I was trained in surgery. In pharmaceuticals. In guidelines and protocols and the “right way” to treat patients. That’s how all of us in medicine are taught. You study the evidence. You follow the book. You prescribe what’s approved.
And yet. Over time, I started seeing things that didn’t fit neatly into those boxes.
It began with fecal transplants for C. difficile colitis. For this infection, the treatment works remarkably well. I’d see patients go from bedridden to back on their feet within days. Nothing short of remarkable. But then something unexpected: patients would tell me about other changes. A family once called me from another state. Their son had autism. After fecal transplant, they noticed he was calmer. More engaged. Communicating in new ways.
That wasn’t in the textbooks. It made me pause. Made me start to question what else we didn’t fully understand.
And then more small stories. Over the years. Little anecdotes that piled up in my mind.
My path toward manuka honey started the same way — with my cancer patients. Radiation can save lives, but for anal cancer, the burns it leaves on skin can be devastating. I’d follow every protocol. Creams, ointments, dressings. And sometimes nothing helped.
One day, a patient — smart, resourceful — called me. She told me she had tried manuka honey on her burns. And she was better. Not just “a little better.” Her skin had healed. When she came back to my office, I could hardly believe it.
So I tried it with another patient. Same thing. Then another. Same result. Before long, I wasn’t waiting for them to ask — I was reaching for manuka honey first.

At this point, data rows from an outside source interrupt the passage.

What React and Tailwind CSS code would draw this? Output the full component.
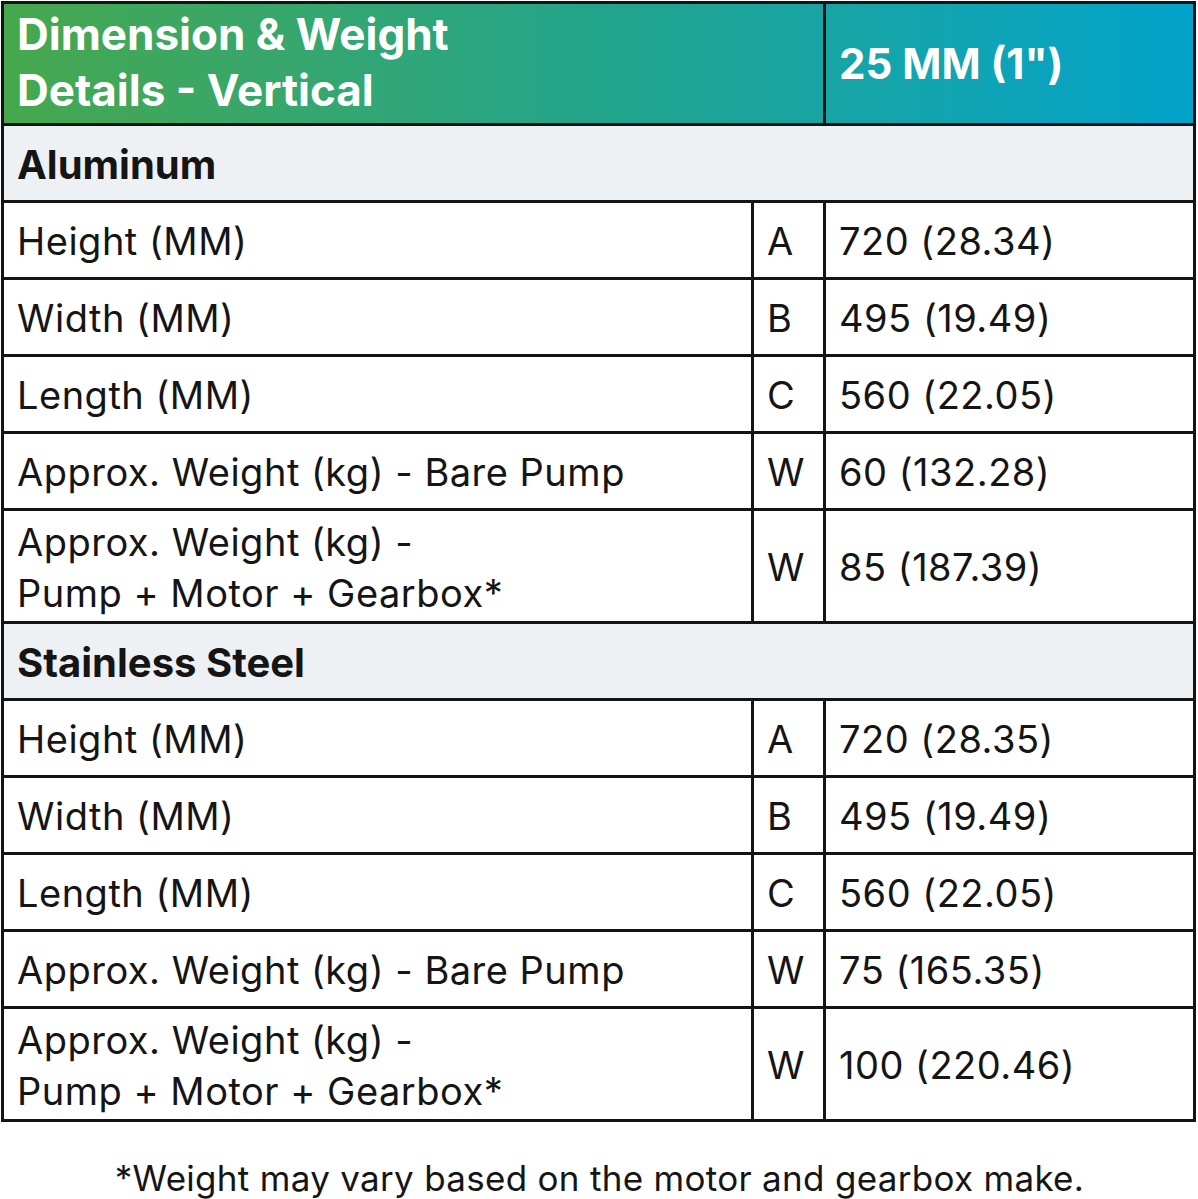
import React from 'react';

const sections = [
  {
    name: 'Aluminum',
    rows: [
      { label: 'Height (MM)', key: 'A', value: '720 (28.34)' },
      { label: 'Width (MM)', key: 'B', value: '495 (19.49)' },
      { label: 'Length (MM)', key: 'C', value: '560 (22.05)' },
      { label: 'Approx. Weight (kg) - Bare Pump', key: 'W', value: '60 (132.28)' },
      { label: ['Approx. Weight (kg) -', 'Pump + Motor + Gearbox*'], key: 'W', value: '85 (187.39)' },
    ],
  },
  {
    name: 'Stainless Steel',
    rows: [
      { label: 'Height (MM)', key: 'A', value: '720 (28.35)' },
      { label: 'Width (MM)', key: 'B', value: '495 (19.49)' },
      { label: 'Length (MM)', key: 'C', value: '560 (22.05)' },
      { label: 'Approx. Weight (kg) - Bare Pump', key: 'W', value: '75 (165.35)' },
      { label: ['Approx. Weight (kg) -', 'Pump + Motor + Gearbox*'], key: 'W', value: '100 (220.46)' },
    ],
  },
];

const cell = 'border-[3px] border-[#141414] px-[13px] align-middle';

const App = () => {
  return (
    <div className="w-[1198px] bg-white pt-[1px] pl-[1px] font-['Inter',sans-serif] text-[#151515]">
      <table className="w-[1195px] border-collapse table-fixed">
        <colgroup>
          <col className="w-[750px]" />
          <col className="w-[72px]" />
          <col />
        </colgroup>
        <thead>
          <tr className="h-[122px] bg-gradient-to-r from-[#45a84c] via-[#22a48b] to-[#03a3cb] text-white font-bold">
            <th colSpan={2} className={`${cell} text-left text-[44px] leading-[56px] pb-[3px]`}>
              Dimension &amp; Weight
              <br />
              Details - Vertical
            </th>
            <th className={`${cell} text-left text-[42px]`}>25 MM (1")</th>
          </tr>
        </thead>
        <tbody>
          {sections.map((section) => (
            <React.Fragment key={section.name}>
              <tr className="h-[77px] bg-[#eef1f4]">
                <td colSpan={3} className={`${cell} font-bold text-[40px] pt-[3px]`}>{section.name}</td>
              </tr>
              {section.rows.map((row, i) => (
                <tr key={i} className={Array.isArray(row.label) ? 'h-[113px]' : 'h-[77px]'}>
                  <td className={`${cell} text-[38px] tracking-[0.5px] leading-[51px] pt-[3px]`}>
                    {Array.isArray(row.label) ? (
                      <>
                        {row.label[0]}
                        <br />
                        {row.label[1]}
                      </>
                    ) : (
                      row.label
                    )}
                  </td>
                  <td className={`${cell} text-[38px] px-[12px] pt-[3px]`}>{row.key}</td>
                  <td className={`${cell} text-[38px] tracking-[0.5px] pt-[3px]`}>{row.value}</td>
                </tr>
              ))}
            </React.Fragment>
          ))}
        </tbody>
      </table>
      <p className="mt-[30px] text-center text-[35px] tracking-[0.3px] text-[#151515] pb-[8px]">
        *Weight may vary based on the motor and gearbox make.
      </p>
    </div>
  );
};

export default App;
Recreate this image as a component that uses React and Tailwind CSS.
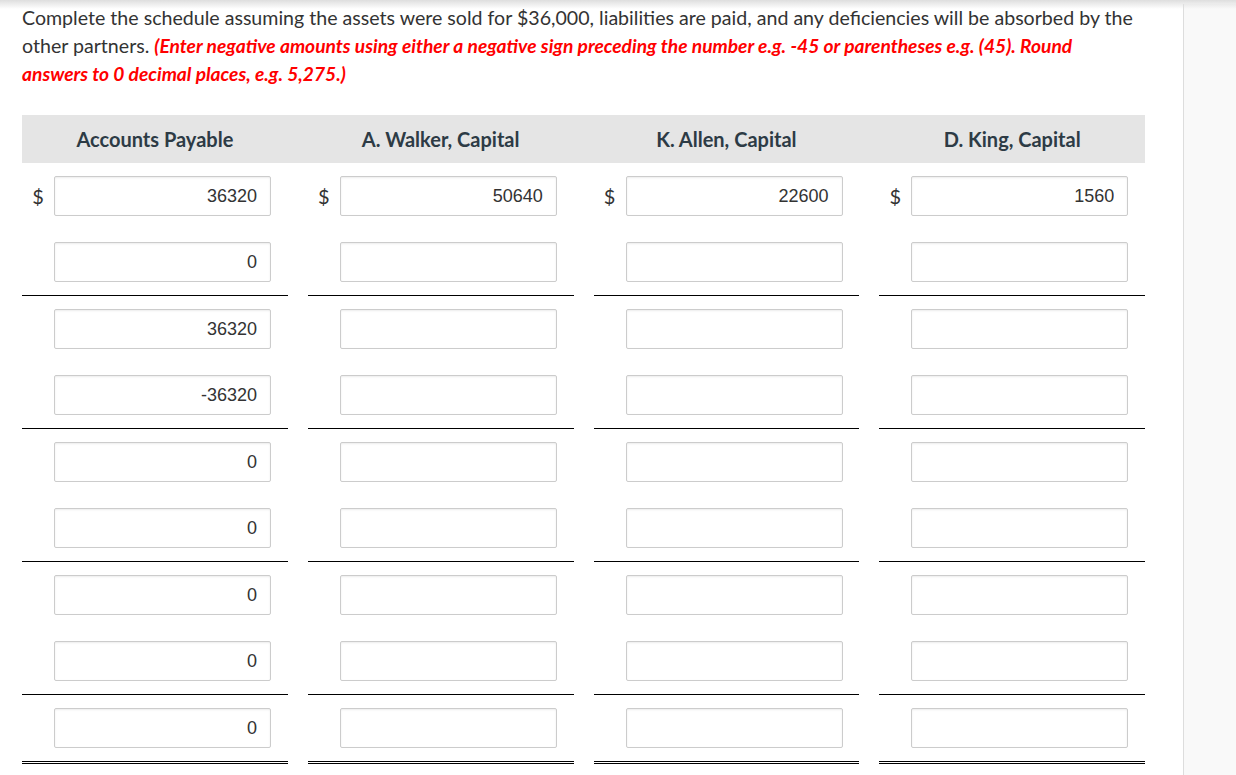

It made me curious. If it could work on radiation burns, what about other wounds? What about the chronic anal fissures and hemorrhoids I was treating with expensive compounded steroids — often with poor results? Could something this simple work better?
I knew it was safe. It’s food. We eat it. And if you eat it, it passes through the anus anyway. So why not apply it directly to the wounds themselves?
So I made a sample. Then another. Then another. Each time refining it. And what stood out wasn’t the formulation — it was that it worked. Consistently. Patients with fissures who had failed every prescription ointment, patients desperate to avoid surgery, would come back in two weeks and tell me: “I’m healed.”
They’d ask where to buy this “miracle ointment.” And every time, I’d tell them: you can’t buy it. Just come back, and I’ll give you more. For years, that’s exactly what we did. We made it in the office. We gave it away. Because it worked.
Eventually, the calls started coming more often. Sometimes multiple times in a single day. Patients wanted to know how they could just purchase it, have it shipped, keep it at home. It was easier than driving in, finding parking, walking upstairs, asking for a refill.
That demand — from patients themselves — is what pushed me to bring this product to market. Not because I wanted to create another ointment to sit on pharmacy shelves. But because this was something I had seen heal, time and again.
So here we are. Building a brand. Creating something that is both natural and physician-backed. There will be hiccups. That’s the reality of starting anything new. But we’re committed to making sure the experience, and the product, are exactly what you should expect from a brand built on trust and patient care.